Sonic Boom: Fire & Ice is an action-adventure game, which is developed by Sanzaru Games and published by SEGA, it is part of the Sonic Boom spin-off franchise of the Sonic the Hedgehog series. The villainous Dr Eggman discovers an element called Ragnuim, which he uses it to make robots that can beat Sonic and his friends; as well as creating fissures that damage the environment. Meanwhile, D-Fekt – a robot was created to search for Ragnuim – starts using his powers to try and make himself more powerful. Sonic and his friends must stop Dr Eggman and D-Fekt, whilst simultaneously saving the world.
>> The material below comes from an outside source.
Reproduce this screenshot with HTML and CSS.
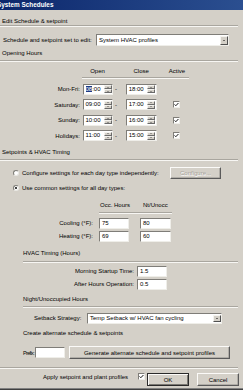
FILE: index.html
```html
<!DOCTYPE html>
<html>
<head>
<meta charset="utf-8">
<link rel="stylesheet" href="styles.css">
</head>
<body>
<div class="win">
  <div class="titlebar"><span class="title">System Schedules</span></div>

  <div class="gh gh-top">Edit Schedule &amp; setpoint</div>
  <div class="sep sep-top"></div>
  <div class="row sched-row">
    <span class="sched-lbl">Schedule and setpoint set to edit:</span>
    <div class="select sched-select"><span class="select-text">System HVAC profiles</span><span class="drop"><i class="tri-dn"></i></span></div>
  </div>

  <div class="gh gh-open">Opening Hours</div>
  <div class="sep sep-open"></div>
  <div class="hours-head"><span class="hh-open">Open</span><span class="hh-close">Close</span><span class="hh-active">Active</span></div>
  <div class="hours">
    <div class="hrow">
      <span class="day">Mon-Fri:</span>
      <div class="time t-open"><span class="tval"><span class="hl">08</span>:00</span><span class="spin"><span class="sb"><i class="tri-up"></i></span><span class="sb"><i class="tri-dn"></i></span></span></div>
      <span class="dash">-</span>
      <div class="time t-close"><span class="tval">18:00</span><span class="spin"><span class="sb"><i class="tri-up"></i></span><span class="sb"><i class="tri-dn"></i></span></span></div>
    </div>
    <div class="hrow">
      <span class="day">Saturday:</span>
      <div class="time t-open"><span class="tval">09:00</span><span class="spin"><span class="sb"><i class="tri-up"></i></span><span class="sb"><i class="tri-dn"></i></span></span></div>
      <span class="dash">-</span>
      <div class="time t-close"><span class="tval">17:00</span><span class="spin"><span class="sb"><i class="tri-up"></i></span><span class="sb"><i class="tri-dn"></i></span></span></div>
      <span class="chk hchk"><svg viewBox="0 0 7 7" width="5" height="5"><path d="M0.8 3.4 L2.6 5.2 L6.2 1.4" fill="none" stroke="#000" stroke-width="1.3"/></svg></span>
    </div>
    <div class="hrow">
      <span class="day">Sunday:</span>
      <div class="time t-open"><span class="tval">10:00</span><span class="spin"><span class="sb"><i class="tri-up"></i></span><span class="sb"><i class="tri-dn"></i></span></span></div>
      <span class="dash">-</span>
      <div class="time t-close"><span class="tval">16:00</span><span class="spin"><span class="sb"><i class="tri-up"></i></span><span class="sb"><i class="tri-dn"></i></span></span></div>
      <span class="chk hchk"><svg viewBox="0 0 7 7" width="5" height="5"><path d="M0.8 3.4 L2.6 5.2 L6.2 1.4" fill="none" stroke="#000" stroke-width="1.3"/></svg></span>
    </div>
    <div class="hrow">
      <span class="day">Holidays:</span>
      <div class="time t-open"><span class="tval">11:00</span><span class="spin"><span class="sb"><i class="tri-up"></i></span><span class="sb"><i class="tri-dn"></i></span></span></div>
      <span class="dash">-</span>
      <div class="time t-close"><span class="tval">15:00</span><span class="spin"><span class="sb"><i class="tri-up"></i></span><span class="sb"><i class="tri-dn"></i></span></span></div>
      <span class="chk hchk"><svg viewBox="0 0 7 7" width="5" height="5"><path d="M0.8 3.4 L2.6 5.2 L6.2 1.4" fill="none" stroke="#000" stroke-width="1.3"/></svg></span>
    </div>
  </div>

  <div class="gh gh-set">Setpoints &amp; HVAC Timing</div>
  <div class="sep sep-set"></div>
  <div class="row radio-row1">
    <span class="radio"></span>
    <span class="radio-lbl">Configure settings for each day type independently:</span>
    <span class="btn btn-disabled btn-config">Configure...</span>
  </div>
  <div class="row radio-row2">
    <span class="radio on"><i class="dot"></i></span>
    <span class="radio-lbl">Use common settings for all day types:</span>
  </div>
  <div class="occ-head"><span class="oh1">Occ. Hours</span><span class="oh2">Nt/Unocc</span></div>
  <div class="row sp-row sp-cool">
    <span class="sp-lbl">Cooling (°F):</span>
    <span class="field f1">75</span>
    <span class="field f2">80</span>
  </div>
  <div class="row sp-row sp-heat">
    <span class="sp-lbl">Heating (°F):</span>
    <span class="field f1">69</span>
    <span class="field f2">60</span>
  </div>

  <div class="gh gh-sub gh-hvac">HVAC Timing (Hours)</div>
  <div class="sep sep-sub sep-hvac"></div>
  <div class="row tm-row tm-1">
    <span class="tm-lbl">Morning Startup Time:</span>
    <span class="field tm-f">1.5</span>
  </div>
  <div class="row tm-row tm-2">
    <span class="tm-lbl">After Hours Operation:</span>
    <span class="field tm-f">0.5</span>
  </div>

  <div class="gh gh-sub gh-night">Night/Unoccupied Hours</div>
  <div class="sep sep-sub sep-night"></div>
  <div class="row sb-row">
    <span class="sb-lbl">Setback Strategy:</span>
    <div class="select sb-select"><span class="select-text">Temp Setback w/ HVAC fan cycling</span><span class="drop"><i class="tri-dn"></i></span></div>
  </div>

  <div class="gh gh-sub gh-create">Create alternate schedule &amp; setpoints</div>
  <div class="row px-row">
    <span class="px-lbl">Prefix:</span>
    <span class="field px-f"></span>
    <span class="btn btn-gen">Generate alternate schedule and setpoint profiles</span>
  </div>

  <div class="sep sep-bottom"></div>
  <div class="row bottom-row">
    <span class="apply-lbl">Apply setpoint and plant profiles</span>
    <span class="chk apply-chk"><svg viewBox="0 0 7 7" width="5" height="5"><path d="M0.8 3.4 L2.6 5.2 L6.2 1.4" fill="none" stroke="#000" stroke-width="1.3"/></svg></span>
    <span class="btn btn-default btn-ok">OK</span>
    <span class="btn btn-cancel">Cancel</span>
  </div>
</div>
</body>
</html>
```
FILE: styles.css
```css
html, body {
  margin: 0;
  padding: 0;
  background: #d4d0c8;
}
body {
  font-family: "Liberation Sans", Arial, sans-serif;
  font-size: 6px;
  color: #000;
}
.win {
  width: 243px;
  height: 390px;
  overflow: hidden;
  box-shadow: inset 0 -1px 0 #404040, inset 0 -2px 0 #808080;
  white-space: nowrap;
}
.titlebar {
  height: 10px;
  background: linear-gradient(90deg, #0c276c, #2b4f90);
  color: #fff;
  font-weight: bold;
  font-size: 6.4px;
  line-height: 10px;
  overflow: hidden;
}
.title {
  display: inline-block;
  margin-left: -3px;
}
.gh {
  height: 7px;
  line-height: 7px;
}
.gh-top, .gh-open, .gh-set { padding-left: 2px; }
.gh-top { margin-top: 7.5px; }
.gh-open { margin-top: 3.5px; }
.gh-set { margin-top: 7.5px; }
.gh-sub { margin-left: 23px; }
.gh-hvac { margin-top: 8px; }
.gh-night { margin-top: 6px; }
.gh-create { margin-top: 6px; }

.sep {
  border-top: 1px solid #a9a69f;
  border-bottom: 1px solid #f7f6f3;
  margin-right: 5px;
}
.sep-top { margin-top: 0.5px; }
.sep-open { margin-top: 3.5px; }
.sep-set { margin-top: 3.5px; }
.sep-sub { margin-left: 23px; }
.sep-hvac { margin-top: 4px; }
.sep-night { margin-top: 3px; }
.sep-bottom { margin-top: 7.5px; }

.row {
  display: flex;
  align-items: center;
}

/* inputs & selects */
.select, .field, .time {
  box-sizing: border-box;
  background: #fff;
  border: 1px solid;
  border-color: #7f7d78 #efeee9 #efeee9 #7f7d78;
}
.select {
  display: flex;
  align-items: center;
}
.select-text {
  flex: 1;
  padding-left: 2px;
  overflow: hidden;
}
.drop {
  box-sizing: border-box;
  width: 8px;
  align-self: stretch;
  margin: 0.5px;
  background: #d4d0c8;
  border: 1px solid;
  border-color: #f4f3ef #505050 #505050 #f4f3ef;
  display: flex;
  align-items: center;
  justify-content: center;
}
.tri-dn, .tri-up {
  display: block;
  width: 0;
  height: 0;
  border-left: 1.6px solid transparent;
  border-right: 1.6px solid transparent;
}
.tri-dn { border-top: 1.6px solid #000; }
.tri-up { border-bottom: 1.6px solid #000; }
.spin .tri-dn { border-top-color: #555; border-left-width: 1.2px; border-right-width: 1.2px; border-top-width: 1.2px; }
.spin .tri-up { border-bottom-color: #555; border-left-width: 1.2px; border-right-width: 1.2px; border-bottom-width: 1.2px; }

.field {
  display: block;
  padding-left: 2px;
  line-height: 8.5px;
}

/* schedule selector */
.sched-row { margin-top: 7px; height: 12px; }
.sched-lbl { width: 93px; padding-left: 3px; }
.sched-select { width: 133px; height: 12px; }

/* opening hours */
.hours-head {
  margin-top: 5.5px;
  margin-left: 82px;
  width: 107px;
  display: flex;
  height: 7px;
  line-height: 7px;
  padding-bottom: 2.5px;
  border-bottom: 1px solid #a9a69f;
  box-shadow: 0 1px 0 #f7f6f3;
}
.hh-open { width: 31px; text-align: center; }
.hh-close { margin-left: 12.7px; width: 31px; text-align: center; }
.hh-active { margin-left: 8.3px; width: 24px; text-align: center; }

.hours { margin-top: 5.5px; }
.hrow {
  display: flex;
  align-items: center;
  height: 11px;
}
.hrow + .hrow { margin-top: 4.5px; }
.day { width: 80px; text-align: right; }
.time {
  height: 11px;
  display: flex;
  align-items: stretch;
}
.t-open { margin-left: 2.5px; width: 30.5px; }
.t-close { width: 31px; }
.tval {
  flex: 1;
  padding-left: 2px;
  line-height: 9px;
}
.hl {
  background: #1d3a85;
  color: #fff;
}
.spin {
  width: 8px;
  display: flex;
  flex-direction: column;
  margin: 0.5px;
}
.sb {
  flex: 1;
  box-sizing: border-box;
  background: #d4d0c8;
  border: 0.5px solid;
  border-color: #f4f3ef #6a6a6a #6a6a6a #f4f3ef;
  display: flex;
  align-items: center;
  justify-content: center;
}
.dash {
  width: 12.7px;
  padding-left: 2px;
  box-sizing: border-box;
}
.chk {
  box-sizing: border-box;
  width: 7px;
  height: 7px;
  background: #fff;
  border: 1px solid;
  border-color: #7f7d78 #efeee9 #efeee9 #7f7d78;
  display: flex;
  align-items: center;
  justify-content: center;
}
.hchk { margin-left: 16.5px; }

/* radios */
.radio-row1 { margin-top: 6px; height: 12px; }
.radio-row2 { margin-top: 5.5px; height: 7px; }
.radio {
  box-sizing: border-box;
  width: 6px;
  height: 6px;
  margin-left: 13px;
  border-radius: 50%;
  background: #fff;
  border: 1px solid;
  border-color: #7f7d78 #e9e8e4 #e9e8e4 #7f7d78;
  display: flex;
  align-items: center;
  justify-content: center;
}
.dot {
  display: block;
  width: 2px;
  height: 2px;
  border-radius: 50%;
  background: #000;
}
.radio-lbl { margin-left: 3px; }
.radio-row1 .radio-lbl { width: 148px; }

/* buttons */
.btn {
  box-sizing: border-box;
  display: flex;
  align-items: center;
  justify-content: center;
  background: #d4d0c8;
  border: 1px solid;
  border-color: #fbfaf8 #5a5a5a #5a5a5a #fbfaf8;
  box-shadow: inset -0.5px -0.5px 0 #8c8a85;
}
.btn-disabled {
  color: #a6a39c;
  text-shadow: 0.5px 0.5px 0 #fff;
}
.btn-config { width: 51px; height: 12px; }
.btn-gen { margin-left: 4px; width: 161px; height: 13px; }
.btn-default {
  border-color: #2a2a2a;
  box-shadow: inset 1px 1px 0 #fbfaf8, inset -1px -1px 0 #7a7873;
}
.btn-ok { margin-left: 2px; width: 42px; height: 13px; }
.btn-cancel { margin-left: 8px; width: 42px; height: 13px; }

/* setpoints */
.occ-head {
  margin-top: 10px;
  margin-left: 99px;
  width: 73px;
  display: flex;
  height: 7px;
  line-height: 7px;
  padding-bottom: 3.5px;
  border-bottom: 1px solid #a9a69f;
  box-shadow: 0 1px 0 #f7f6f3;
}
.oh1 { width: 43px; padding-left: 1px; box-sizing: border-box; }
.oh2 { width: 30px; padding-left: 1px; box-sizing: border-box; }
.sp-row { height: 10.5px; }
.sp-cool { margin-top: 5px; }
.sp-heat { margin-top: 2.5px; }
.sp-lbl { width: 93px; text-align: right; }
.sp-row .field { height: 10.5px; }
.f1 { margin-left: 6px; width: 30px; }
.f2 { margin-left: 11px; width: 31px; }

/* timing */
.tm-row { height: 10.5px; }
.tm-1 { margin-top: 3.5px; }
.tm-2 { margin-top: 2.5px; }
.tm-lbl { width: 134px; text-align: right; }
.tm-f { margin-left: 3px; width: 30px; height: 10.5px; }

/* setback */
.sb-row { margin-top: 5.5px; height: 10.5px; }
.sb-lbl { margin-left: 34px; width: 53px; }
.sb-select { width: 135px; height: 10.5px; }

/* prefix */
.px-row { margin-top: 9.5px; height: 13px; }
.px-lbl {
  margin-left: 23px;
  width: 12px;
  font-size: 5.4px;
  letter-spacing: -0.6px;
}
.px-f { width: 30px; height: 11px; }

/* bottom */
.bottom-row {
  margin-top: 4.5px;
  height: 13px;
  align-items: flex-start;
}
.apply-lbl {
  margin-left: 43px;
  width: 95px;
  line-height: 7px;
  margin-top: 0.5px;
}
.apply-chk { margin-top: 0; }
```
Sonic Boom: Fire & Ice features all the well know heroes of the franchise, each of whom has a special skill. Sonic’s skill is the speed dash. Completing the first level then unlocks Amy, with her special skill – hammer. As you then work your way through the levels and worlds and unlock additional characters, such as Tails and his hover / flying skills, Sticks, a dab hand with a boomerang. All characters can switch between using fire and ice. The touch screen to switch characters within the levels, clicking on the pause screen serves as a reminder of a certain character’s talents and skills. Once new characters are unlocked they can be used into previously completed levels in order to access previously locked areas and obtain collectables.
The load screen in between levels gives hints and tips, to help you in the main game and circled question marks give hints within the levels and instructions on how to use the characters’ skills and abilities to move on through the course. Challenge rooms are located in each level, which offers the reward of a collectable trading card upon successful completion. The challenge rooms are an optional side mission, and completion is not essential to completing each level. There are also junk parts, represented as springs, to collect along the way and trade in.
The controls are straight forward and will feel familiar to anyone who’s played a Sonic The Hedgehog game in the past. The thumbstick is used to move and the face buttons for character actions. I personally found that the thumbstick can be over sensitive to movements of the characters; which can be frustrating and make some obstacles on the levels more difficult than needed or intended. The shoulder buttons switch between the fire and ice powers so that the character can move through certain areas. Switching between fire and ice means your characters abilities are better – surrounding the character with fire allows them to break through ice blockages, or surrounding the character in ice gives them the ability to freeze water blocks to be able to progress.
The touch screen is multi-functional. The screen changes when switching between fire to ice, so the player is aware of which power they are using. The touch screen can also be used to switch between different characters in-game, which acts as a quick change in order to overcome obstacles. The touch screen can further be used to switch to the map, both the world screen and in each level. The in-level map shows the location of enemies, challenge rooms and parts to collect.
Sonic Boom: Fire and Ice’s music is the same each level, and is very much what you would expect from past game in the Sonic The Hedgehog series. The same can be said of the game’s sound effects, which slightly disappointed me as one would expect that with the advances in graphics in the game would also equate to an improvement in the audio.
The graphics are sleek and are great quality for a handheld device. The colours and backgrounds are both bright and eye-catching, and I really do like the fact that Sonic dies the same way as previous games; with him sliding down the screen and restarting from the last checkpoint. Cut scenes link the levels and progress the story. Cut scenes can be skipped by pressing and holding the B button.
Overall I enjoyed the time I spent playing Sonic Boom: Fire and Ice; however, it wasn’t exactly everything I was hoping for. When I saw a new Sonic game was coming out, I was hoping it would be bigger and better. Don’t get me wrong, there are certain parts that cool, such as the need to use different characters and abilities and the graphical facelift. Despite the new bells and whistles, the game essentially follows a tried and tested platforming formula, perfected over decades. In closing, Sonic Boom: Fire and Ice is a decent entry into the never-ending adventure of the spiky blue hero, and will no doubt appeal to fans and newcomers alike.